6.893 Architecture of Database Systems

Assignment 2, due: March 22, 2002

Suppose a relational DBMS stores all data in "inverted file" format. Hence, each row in an N column table is given a record identifier (RID). Then, the storage system stores the table as N structures of the form {(value, RID)}, where each structure is sorted in value order and indexed using a B-tree.

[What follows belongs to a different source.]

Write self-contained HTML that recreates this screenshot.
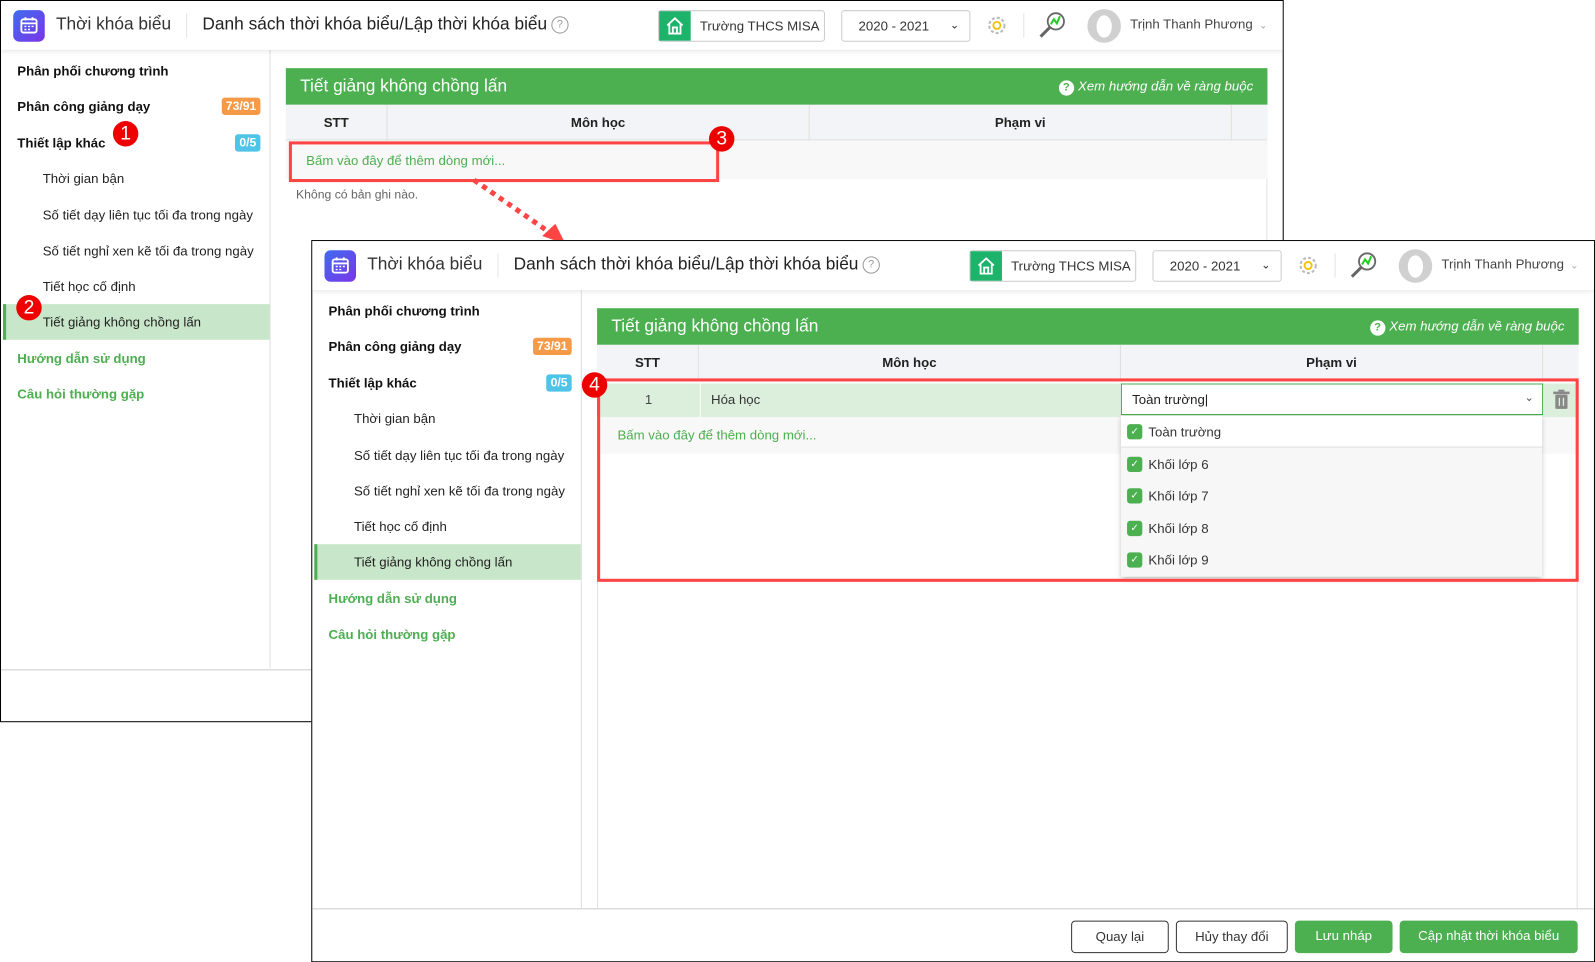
<!DOCTYPE html>
<html><head><meta charset="utf-8">
<style>
*{box-sizing:border-box;margin:0;padding:0}
html,body{width:1595px;height:962px;overflow:hidden;background:#fff;font-family:"Liberation Sans","DejaVu Sans",sans-serif;color:#212121}
#wrap{position:absolute;left:0;top:0;width:1568px;height:946px;transform:scale(1.0172);transform-origin:0 0}
.win{position:absolute;width:1262px;height:710px;border:1px solid #000;background:#fff;overflow:hidden}
.hdr{position:absolute;left:0;top:0;right:0;height:48px;background:#fff;box-shadow:0 2px 4px rgba(0,0,0,.08);z-index:2}
.logo{position:absolute;left:12px;top:9px;width:31px;height:31px;border-radius:6px;background:linear-gradient(135deg,#3d6cf0,#7b35e8)}
.t1{position:absolute;left:54px;top:13px;font-size:17px;color:#333}
.sep{position:absolute;left:182px;top:12px;width:1px;height:24px;background:#e3e3e3}
.t2{position:absolute;left:198px;top:13px;font-size:17px;color:#222}
.q{display:inline-block;width:17px;height:17px;border:1.5px solid #999;border-radius:50%;font-size:11px;color:#999;text-align:center;line-height:14px;vertical-align:2px;margin-left:4px}
.school{position:absolute;left:646px;top:9px;width:164px;height:31px;border:1px solid #ccc;border-radius:3px;font-size:13px;color:#333}
.school .hi{position:absolute;left:0;top:0;width:31px;height:29px;background:#1db36b}
.school span{position:absolute;left:40px;top:7px}
.year{position:absolute;left:826px;top:9px;width:127px;height:31px;border:1px solid #ccc;border-radius:3px;font-size:13px;color:#333}
.year span{position:absolute;left:16px;top:7px}
.year i{position:absolute;right:10px;top:7px;font-style:normal;font-size:11px}
.gear{position:absolute;left:968px;top:13px}
.sep2{position:absolute;left:1005px;top:12px;width:1px;height:24px;background:#e3e3e3}
.mag{position:absolute;left:1019px;top:9px}
.av{position:absolute;left:1068px;top:8px;width:33px;height:33px;border-radius:50%;background:#d0d0d0}
.av:after{content:"";position:absolute;left:9px;top:6px;width:15px;height:22px;border-radius:50%;background:#fff}
.user{position:absolute;left:1110px;top:15px;font-size:13px;color:#444}
.user i{font-style:normal;color:#aaa;margin-left:6px;font-size:10px}
.side{position:absolute;left:2px;top:48px;width:263px;bottom:52px;border-right:1px solid #ddd;font-size:13px}
.side div{position:absolute;left:0;right:0;height:35px;line-height:35px;padding-left:14px}
.side .b{font-weight:bold;color:#111}
.side .s{padding-left:39px;color:#222}
.side .g{font-weight:bold;color:#4caf50}
.side .act{background:#c8e6c9;border-left:3px solid #4caf50;padding-left:36px}
.bdg{position:absolute;right:9px;top:9px;height:17px;line-height:17px;padding:0 4px;border-radius:3px;color:#fff;font-size:12px;font-weight:bold}
.hline{position:absolute;left:0;right:0;height:1px;background:#ccc}
.main{position:absolute;left:280px;top:66px;width:965px}
.gbar{height:36px;background:#4caf50;color:#fff;position:relative}
.gbar .tt{position:absolute;left:14px;top:8px;font-size:17px}
.gbar .hp{position:absolute;right:14px;top:10px;font-size:13px;font-style:italic}
.gbar .hp b{display:inline-block;width:15px;height:15px;border-radius:50%;background:#fff;color:#4caf50;font-size:11px;text-align:center;line-height:15px;font-style:normal;margin-right:4px}
.th{height:35px;background:#f3f4f7;border-bottom:1px solid #e0e0e0;position:relative;font-size:13px;font-weight:bold;color:#222}
.th div{position:absolute;top:0;height:35px;line-height:35px;text-align:center;border-right:1px solid #e0e0e0}
.red{position:absolute;border:3px solid #f44;}
.num{position:absolute;width:25px;height:25px;border-radius:50%;background:#e00;color:#fff;font-size:19px;text-align:center;line-height:25px}
.add{color:#4caf50;font-size:13px}
.dd div{display:flex;align-items:center;padding-left:6px}
.ck{display:inline-block;width:15px;height:15px;background:#4caf50;border-radius:3px;color:#fff;font-size:10px;text-align:center;line-height:15px;margin-right:6px}
.btn{position:absolute;top:-2px;height:32px;line-height:30px;border-radius:4px;font-size:13px;text-align:center}
</style></head><body><div id="wrap">

<!-- WINDOW 1 -->
<div class="win" style="left:0;top:0">
 <div class="hdr">
  <div class="logo"><svg width="31" height="31" viewBox="0 0 31 31"><rect x="8" y="9" width="15" height="13" rx="2" fill="none" stroke="#fff" stroke-width="1.8"/><line x1="8" y1="13" x2="23" y2="13" stroke="#fff" stroke-width="1.8"/><line x1="12" y1="7" x2="12" y2="10" stroke="#fff" stroke-width="1.8"/><line x1="19" y1="7" x2="19" y2="10" stroke="#fff" stroke-width="1.8"/><path d="M11 16h2M14.5 16h2M18 16h2M11 19h2M14.5 19h2" stroke="#fff" stroke-width="1.4"/></svg></div>
  <div class="t1">Thời khóa biểu</div><div class="sep"></div>
  <div class="t2">Danh sách thời khóa biểu/Lập thời khóa biểu<span class="q">?</span></div>
  <div class="school"><div class="hi"><svg width="31" height="29"><path d="M8 14 L15.5 7 L23 14 M10 13 V22 H21 V13 M13.5 22 V16 H17.5 V22" fill="none" stroke="#fff" stroke-width="1.8"/></svg></div><span>Trường THCS MISA</span></div>
  <div class="year"><span>2020 - 2021</span><i>&#8964;</i></div>
  <svg class="gear" width="22" height="22" viewBox="0 0 22 22"><circle cx="11" cy="11" r="7.5" fill="none" stroke="#bbb" stroke-width="2" stroke-dasharray="3 2"/><circle cx="11" cy="11" r="3.5" fill="none" stroke="#f5c000" stroke-width="1.8"/></svg>
  <div class="sep2"></div>
  <svg class="mag" width="30" height="30"><circle cx="18" cy="11" r="8" fill="none" stroke="#666" stroke-width="1.8"/><path d="M12 17 L3 26" stroke="#666" stroke-width="3"/><path d="M13 14 L16 9 L19 13 L22 6" fill="none" stroke="#2c2" stroke-width="2"/></svg>
  <div class="av"></div>
  <div class="user">Trịnh Thanh Phương<i>&#8964;</i></div>
 </div>
 <div class="side" style="bottom:52px">
  <div class="b" style="top:3px">Phân phối chương trình</div>
  <div class="b" style="top:38px">Phân công giảng dạy<span class="bdg" style="background:#f79a47">73/91</span></div>
  <div class="b" style="top:74px">Thiết lập khác<span class="bdg" style="background:#4fc3e8">0/5</span></div>
  <div class="s" style="top:109px">Thời gian bận</div>
  <div class="s" style="top:145px">Số tiết dạy liên tục tối đa trong ngày</div>
  <div class="s" style="top:180px">Số tiết nghỉ xen kẽ tối đa trong ngày</div>
  <div class="s" style="top:215px">Tiết học cố định</div>
  <div class="s act" style="top:250px">Tiết giảng không chồng lấn</div>
  <div class="g" style="top:286px">Hướng dẫn sử dụng</div>
  <div class="g" style="top:321px">Câu hỏi thường gặp</div>
 </div>
 <div class="hline" style="top:657px"></div>
 <div style="position:absolute;left:1244px;top:102px;width:1px;height:555px;background:#e0e0e0"></div>
 <div class="main">
  <div class="gbar"><span class="tt">Tiết giảng không chồng lấn</span><span class="hp"><b>?</b>Xem hướng dẫn về ràng buộc</span></div>
  <div class="th"><div style="left:0;width:100px">STT</div><div style="left:100px;width:415px">Môn học</div><div style="left:515px;width:415px">Phạm vi</div></div>
  <div style="height:38px;background:#f8f8f8;padding:12px 0 0 20px" class="add">Bấm vào đây để thêm dòng mới...</div>
  <div style="font-size:12px;color:#666;padding:8px 0 0 10px">Không có bản ghi nào.</div>
 </div>
 <div class="red" style="left:283px;top:138px;width:423px;height:40px"></div>
 <div class="num" style="left:110px;top:118px">1</div>
 <div class="num" style="left:15px;top:289px">2</div>
 <div class="num" style="left:696px;top:123px">3</div>
</div>

<!-- arrow -->
<svg style="position:absolute;left:0;top:0" width="600" height="250"><line x1="466" y1="177" x2="541" y2="229" stroke="#f44" stroke-width="5" stroke-dasharray="5 5"/><path d="M533 232 L556 240 L546 220 Z" fill="#f44"/></svg>

<!-- WINDOW 2 -->
<div class="win" style="left:306px;top:236px">
 <div class="hdr">
  <div class="logo"><svg width="31" height="31" viewBox="0 0 31 31"><rect x="8" y="9" width="15" height="13" rx="2" fill="none" stroke="#fff" stroke-width="1.8"/><line x1="8" y1="13" x2="23" y2="13" stroke="#fff" stroke-width="1.8"/><line x1="12" y1="7" x2="12" y2="10" stroke="#fff" stroke-width="1.8"/><line x1="19" y1="7" x2="19" y2="10" stroke="#fff" stroke-width="1.8"/><path d="M11 16h2M14.5 16h2M18 16h2M11 19h2M14.5 19h2" stroke="#fff" stroke-width="1.4"/></svg></div>
  <div class="t1">Thời khóa biểu</div><div class="sep"></div>
  <div class="t2">Danh sách thời khóa biểu/Lập thời khóa biểu<span class="q">?</span></div>
  <div class="school"><div class="hi"><svg width="31" height="29"><path d="M8 14 L15.5 7 L23 14 M10 13 V22 H21 V13 M13.5 22 V16 H17.5 V22" fill="none" stroke="#fff" stroke-width="1.8"/></svg></div><span>Trường THCS MISA</span></div>
  <div class="year"><span>2020 - 2021</span><i>&#8964;</i></div>
  <svg class="gear" width="22" height="22" viewBox="0 0 22 22"><circle cx="11" cy="11" r="7.5" fill="none" stroke="#bbb" stroke-width="2" stroke-dasharray="3 2"/><circle cx="11" cy="11" r="3.5" fill="none" stroke="#f5c000" stroke-width="1.8"/></svg>
  <div class="sep2"></div>
  <svg class="mag" width="30" height="30"><circle cx="18" cy="11" r="8" fill="none" stroke="#666" stroke-width="1.8"/><path d="M12 17 L3 26" stroke="#666" stroke-width="3"/><path d="M13 14 L16 9 L19 13 L22 6" fill="none" stroke="#2c2" stroke-width="2"/></svg>
  <div class="av"></div>
  <div class="user">Trịnh Thanh Phương<i>&#8964;</i></div>
 </div>
 <div class="side" style="bottom:52px">
  <div class="b" style="top:3px">Phân phối chương trình</div>
  <div class="b" style="top:38px">Phân công giảng dạy<span class="bdg" style="background:#f79a47">73/91</span></div>
  <div class="b" style="top:74px">Thiết lập khác<span class="bdg" style="background:#4fc3e8">0/5</span></div>
  <div class="s" style="top:109px">Thời gian bận</div>
  <div class="s" style="top:145px">Số tiết dạy liên tục tối đa trong ngày</div>
  <div class="s" style="top:180px">Số tiết nghỉ xen kẽ tối đa trong ngày</div>
  <div class="s" style="top:215px">Tiết học cố định</div>
  <div class="s act" style="top:250px">Tiết giảng không chồng lấn</div>
  <div class="g" style="top:286px">Hướng dẫn sử dụng</div>
  <div class="g" style="top:321px">Câu hỏi thường gặp</div>
 </div>
 <div class="hline" style="top:656px"></div>
 <div style="position:absolute;left:280px;top:66px;width:1px;height:590px;background:#e0e0e0"></div>
 <div style="position:absolute;left:1243px;top:102px;width:1px;height:554px;background:#e0e0e0"></div>
 <div class="main">
  <div class="gbar"><span class="tt">Tiết giảng không chồng lấn</span><span class="hp"><b>?</b>Xem hướng dẫn về ràng buộc</span></div>
  <div class="th"><div style="left:0;width:100px">STT</div><div style="left:100px;width:415px">Môn học</div><div style="left:515px;width:415px">Phạm vi</div></div>
  <div style="position:relative;height:33px;margin-top:3px;background:#dcefdc;border-left:2px solid #4caf50;font-size:13px">
   <span style="position:absolute;left:45px;top:8px;color:#444">1</span>
   <div style="position:absolute;left:99px;top:0;width:1px;height:33px;background:#fff"></div>
   <span style="position:absolute;left:110px;top:8px;color:#333">Hóa học</span>
   <div style="position:absolute;left:513px;top:0;width:415px;height:31px;background:#fff;border:1px solid #4caf50"><span style="position:absolute;left:10px;top:7px">Toàn trường|</span><span style="position:absolute;right:8px;top:6px;color:#555;font-size:11px">&#8964;</span></div>
   <svg style="position:absolute;left:937px;top:6px" width="18" height="20"><rect x="3" y="5" width="12" height="14" rx="1" fill="#888"/><rect x="1" y="2" width="16" height="2.5" fill="#888"/><rect x="6" y="0" width="6" height="2" fill="#888"/><path d="M7 8v8M11 8v8" stroke="#dcefdc" stroke-width="1.3"/></svg>
  </div>
  <div style="height:36px;background:#f8f8f8;padding:10px 0 0 20px" class="add">Bấm vào đây để thêm dòng mới...</div>
 </div>
 <div class="dd" style="position:absolute;left:795px;top:172px;width:414px;height:158px;background:#f7f7f7;box-shadow:0 2px 5px rgba(0,0,0,.25);font-size:13px;color:#333">
  <div style="height:31px;background:#fff;border-bottom:1px solid #ddd"><span class="ck">&#10003;</span>Toàn trường</div>
  <div style="height:32px"><span class="ck">&#10003;</span>Khối lớp 6</div>
  <div style="height:31px"><span class="ck">&#10003;</span>Khối lớp 7</div>
  <div style="height:32px"><span class="ck">&#10003;</span>Khối lớp 8</div>
  <div style="height:31px"><span class="ck">&#10003;</span>Khối lớp 9</div>
 </div>
 <div class="red" style="left:280px;top:135px;width:965px;height:200px"></div>
 <div class="num" style="left:265px;top:129px">4</div>
 <div style="position:absolute;left:0;right:0;top:656px;height:53px">
  <div class="btn" style="left:746px;width:96px;border:1px solid #333;color:#333;top:12px">Quay lại</div>
  <div class="btn" style="left:849px;width:110px;border:1px solid #333;color:#333;top:12px">Hủy thay đổi</div>
  <div class="btn" style="left:966px;width:96px;background:#4caf50;color:#fff;top:12px">Lưu nháp</div>
  <div class="btn" style="left:1069px;width:175px;background:#4caf50;color:#fff;top:12px">Cập nhật thời khóa biểu</div>
 </div>
</div>

</div></body></html>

For example, if you have the following collection of records:

(Mike,  29, 40000, shoe)
(Bill,  32, 20000, toy)
(Sam,   45, 30000, candy)

then you would assign record ids to the three records, say 1,2, and 3 and store the following structures:

(Bill, 2)  (29, 1)  (20000, 2)  (candy, 3)
(Mike, 1)  (32, 2)  (30000, 3)  (shoe, 1)
(Sam, 3)   (45, 3)  (40000, 1)  (toy, 2)

Each structure would be indexed on the data value,using a B-tree. The records themselves would NOT be stored at all. For better performance you can also assume, if you want to, that each of the above four structures are also stored in RID order in a second B-tree.

Sketch in 2 pages or less how a Selinger-style optimizer (Chapter 2, paper 6) would change to adapt to this environment. If you feel the urge, then sketch how you could improve the performance of the resulting system.